Communication Strategies for you and your loved ones

Navigating communication challenges

Research indicates using communication strategies in conjunction with hearing devices can provide significant benefits if you are living with hearing loss (Hickson et al. 2007). 

Hearing devices such as hearing aids and cochlear implants can improve your ability to hear speech and sounds. If you are living with a hearing loss you may still face challenges in understanding speech, particularly in noisy environments or when multiple people are talking at once. 

It is important for you and your loved ones to be aware of communication strategies that you can use. These can help you to better understand what is being said and participate more fully in conversations. Combining these communication strategies with hearing devices, gives you the best opportunity to maximise speech understanding, especially in a difficult environment with background noise and poor acoustics. Together these can help lead to improve your social and emotional well-being, create better relationships with family and friends, and increase your confidence in social situations (Ferguson et al. 2017). 

Communication strategies to help you hear better

Minimise background noise

Try your best to minimise the surrounding noise while having conversations with people by switching off the TV, radio or other controllable noises. Be sure to face the person you are speaking to and position your back to any background noise. Ideally, where possible have the person you are talking to positioned with their back to a quiet surface such as a wall. You can also look for environments with soft furnishings, such as carpets or rugs. Rooms with lots of hard surfaces allow the sounds to bounce around and make hearing more difficult.

Observe Visual Cues

Lip-reading is a skill we all use from time to time as we observe how people’s lips move when they speak, which helps us fill in any missed words. It’s a natural skill that we use unconsciously to aid in comprehension. To assist with lip reading and other visual cues, ensure that you have a clear view of a person’s face when they are speaking. It’s important to look directly at them and ensure the room is well-lit.

Be Open

If you feel comfortable, it can be helpful to inform those around you about your hearing loss and how they can support you. By raising awareness of your hearing loss, others can make a conscious effort to speak clearly and face you when communicating, which can make a big difference in your ability to understand them. Sharing information about your hearing loss also helps others know how they can best assist you in various situations, whether it’s by using visual aids or finding quieter environments. Open communication and a willingness to work together help create a more inclusive and supportive environment for everyone.

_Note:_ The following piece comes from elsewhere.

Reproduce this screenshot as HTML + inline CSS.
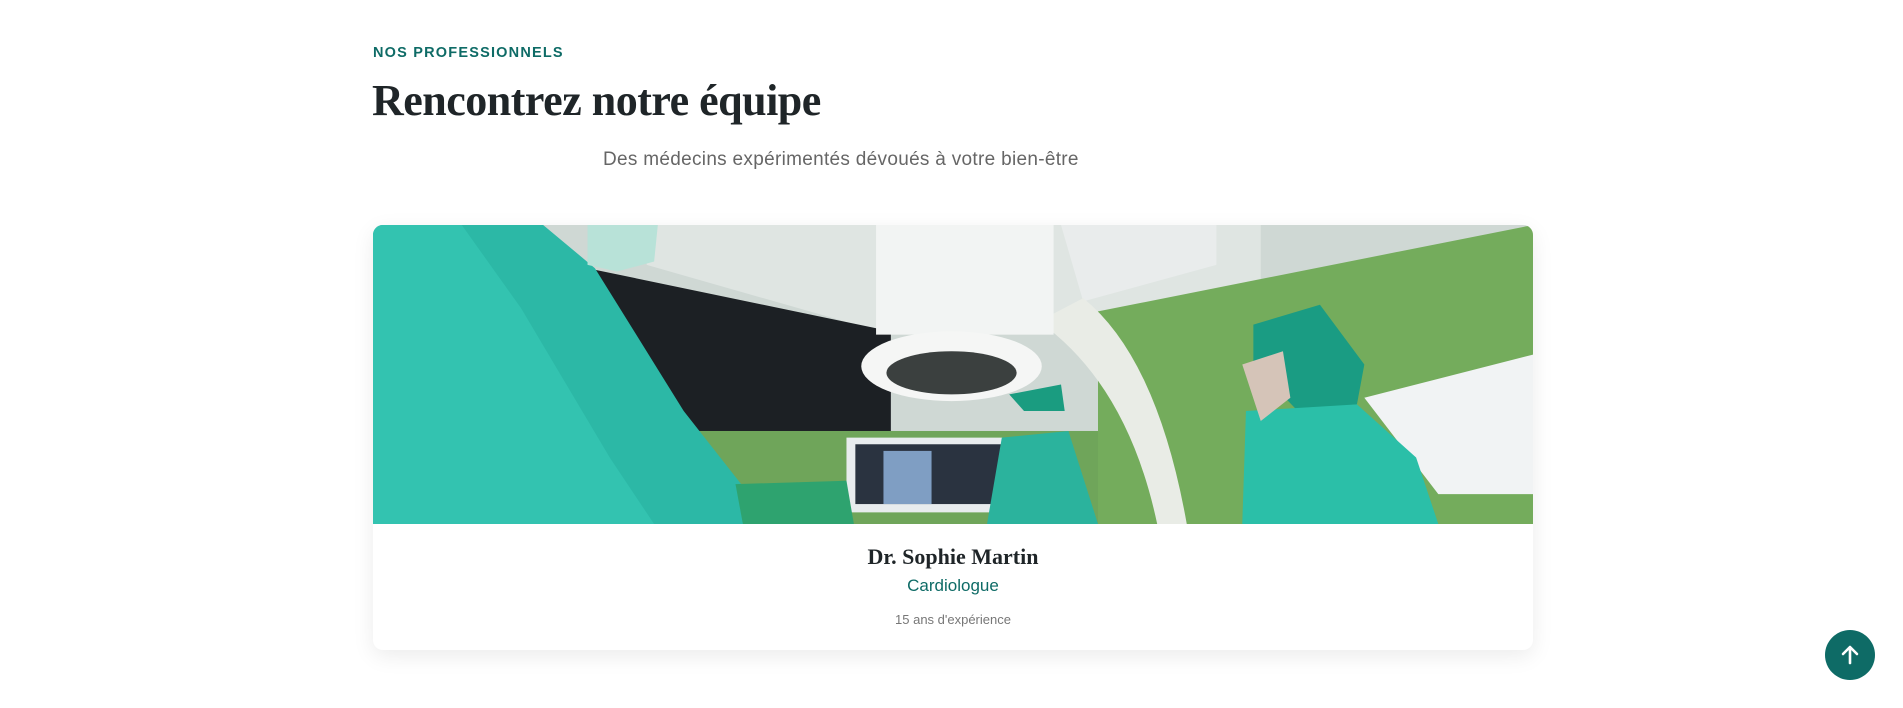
<!DOCTYPE html>
<html><head><meta charset="utf-8"><style>
*{margin:0;padding:0;box-sizing:border-box}
body{width:1903px;height:708px;background:#fff;position:relative;overflow:hidden;font-family:"Liberation Sans",sans-serif}
.kick{position:absolute;left:373px;top:45px;font-size:14.5px;font-weight:700;color:#0e6b66;letter-spacing:1.2px}
h1{position:absolute;left:372px;top:75px;font-family:"Liberation Serif",serif;font-weight:700;font-size:44px;color:#1f2528;letter-spacing:-0.5px}
.sub{position:absolute;left:603px;top:149px;font-size:19px;color:#666;letter-spacing:0.3px}
.card{position:absolute;left:373px;top:225px;width:1160px;height:425px;border-radius:10px;background:#fff;box-shadow:0 6px 22px rgba(0,0,0,.08);overflow:hidden}
.img{position:absolute;left:0;top:0;width:1160px;height:299px}
.name{position:absolute;top:544px;left:373px;width:1160px;text-align:center;font-family:"Liberation Serif",serif;font-weight:700;font-size:22px;color:#1f2528}
.role{position:absolute;top:576px;left:373px;width:1160px;text-align:center;font-size:17px;color:#0e6b66}
.exp{position:absolute;top:612px;left:373px;width:1160px;text-align:center;font-size:13px;color:#777}
.top{position:absolute;left:1825px;top:630px;width:50px;height:50px;border-radius:50%;background:#0e6b66}
</style></head><body>
<div class="kick">NOS PROFESSIONNELS</div>
<h1>Rencontrez notre équipe</h1>
<div class="sub">Des médecins expérimentés dévoués à votre bien-être</div>
<div class="card">
<svg class="img" viewBox="0 0 1568 900" preserveAspectRatio="none">
<rect width="1568" height="900" fill="#cfd8d4"/>
<polygon points="370,0 1200,0 1200,250 1000,280 700,330 370,120" fill="#dfe5e2"/>
<polygon points="290,130 700,320 700,680 430,620 290,600" fill="#1c2024"/>
<rect x="420" y="620" width="700" height="280" fill="#6fa55a"/>
<polygon points="980,260 1568,0 1568,900 980,900" fill="#74ac5c"/>
<polygon points="1340,520 1568,390 1568,810 1440,810" fill="#f1f3f4"/>
<polygon points="930,0 1140,0 1140,120 960,230" fill="#e9ecec"/>
<rect x="640" y="640" width="225" height="225" fill="#e8ecee"/>
<rect x="652" y="660" width="200" height="180" fill="#2a3340"/>
<rect x="690" y="680" width="65" height="160" fill="#7f9ec3"/>
<path d="M900 290 Q1020 480 1060 900 L1100 900 Q1060 400 960 220 Z" fill="#e9ece6"/>
<rect x="680" y="0" width="240" height="330" fill="#f2f4f3"/>
<ellipse cx="782" cy="425" rx="122" ry="105" fill="#f5f6f5"/>
<ellipse cx="782" cy="445" rx="88" ry="65" fill="#3b403f"/>
<path d="M0 0 L230 0 L300 130 L420 560 L540 900 L0 900Z" fill="#2cb8a6"/>
<path d="M0 0 L120 0 L200 250 L320 700 L380 900 L0 900Z" fill="#33c3b0"/>
<path d="M290 0 L385 0 L380 110 L330 140 L290 120Z" fill="#b8e2d8"/>
<path d="M490 780 L640 770 L650 900 L500 900Z" fill="#2ea36f"/>
<path d="M860 510 L930 480 L935 560 L880 560Z" fill="#1a9c80"/>
<path d="M850 640 L940 620 L980 900 L830 900Z" fill="#2bb39d"/>
<path d="M1190 300 L1280 240 L1340 420 L1330 540 L1250 560 L1190 420Z" fill="#1a9c83"/>
<path d="M1180 560 L1330 540 L1410 700 L1440 900 L1175 900Z" fill="#2bbfa8"/>
<path d="M1175 420 L1230 380 L1240 520 L1200 590Z" fill="#d5c4b8"/>
</svg>
</div>
<div class="name">Dr. Sophie Martin</div>
<div class="role">Cardiologue</div>
<div class="exp">15 ans d'expérience</div>
<div class="top"><svg width="50" height="50" viewBox="0 0 50 50"><path d="M25 33V17M18 24l7-7 7 7" stroke="#fff" stroke-width="2.6" fill="none" stroke-linecap="round" stroke-linejoin="round"/></svg></div>
</body></html>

Don’t be afraid to ask for a repeat or rephrase 

If you continuously fail to catch a particular word or phrase, consider asking the speaker to rephrase their statement. For example, you can politely ask,

I keep missing the last part about your new job. Could you kindly phrase it differently for me?”

Try to refrain from using generic phrases such as “I can’t hear you” or “What did you say?” when you cannot interpret what has been said. Be specific and ask them to repeat the particular part that you missed. For example,

Sorry, I missed where you said you went last night?”

Communication strategies for when talking to someone with hearing loss

The social and emotional impacts of hearing loss can be far-reaching. It can become very tiring for someone with hearing loss having to concentrate on engaging in conversation. By using these strategies, you can help the person with hearing loss feel included in conversations and avoid feelings of frustration or isolation. 

Speak clearly  

Articulate your words so that you are speaking clearly and naturally. Maintain a speed that is easy to follow, and don’t shout. Shouting can distort your voice and make it hard to understand. If you need to raise your voice, project your voice as you would when speaking to someone on the other side of the room, which usually sounds clearer. 

Be open and patient 

When talking to someone with hearing loss, being patient and taking the time to communicate clearly and effectively can help prevent miscommunications and misunderstandings. It can be helpful to be open with them and ask if you can do anything to improve their listening situation. 

Be aware of your environment 

Help to improve the listening situation by minimising background noise and reducing the distance between you and the other person. Get the listener’s attention before talking to them and do not try and have a conversation from another room. If they can see your face, it gives them cues that may help improve speech understanding, and your voice will be louder when speaking directly to them.  

Rephrase the sentence  

If you are speaking to someone with a hearing loss and they are having trouble understanding you or missing words in your sentence, consider saying the same thing in a different way to help them hear what you are trying to communicate.  

Hearing loss doesn’t just make it harder for us to hear things, it also makes it harder for us to feel connected to the people and things around us. This can have a big impact on many different parts of our lives. 

Ear Science Institute Australia, Lions Hearing Clinic & Ear Science Implant Clinic are committed to supporting and guiding our clients on their healthy hearing journey with research-based recommendations.

We provide personalised and client-focused care suited to your hearing journey, including understanding the emotional impact of hearing loss. 


Ferguson MA, Kitterick PT, Chong LY, Edmondson‐Jones M, Barker F, Hoare DJ. Hearing aids for mild to moderate hearing loss in adults. Cochrane Database of Systematic Reviews. 9:CD012023; 2017. 

Hickson L, Worrall L, Scarinci N. A Randomized Controlled Trial Evaluating the Active Communication Education Program for Older People with Hearing Impairment. Ear and Hearing 28(2):212-230. 2007.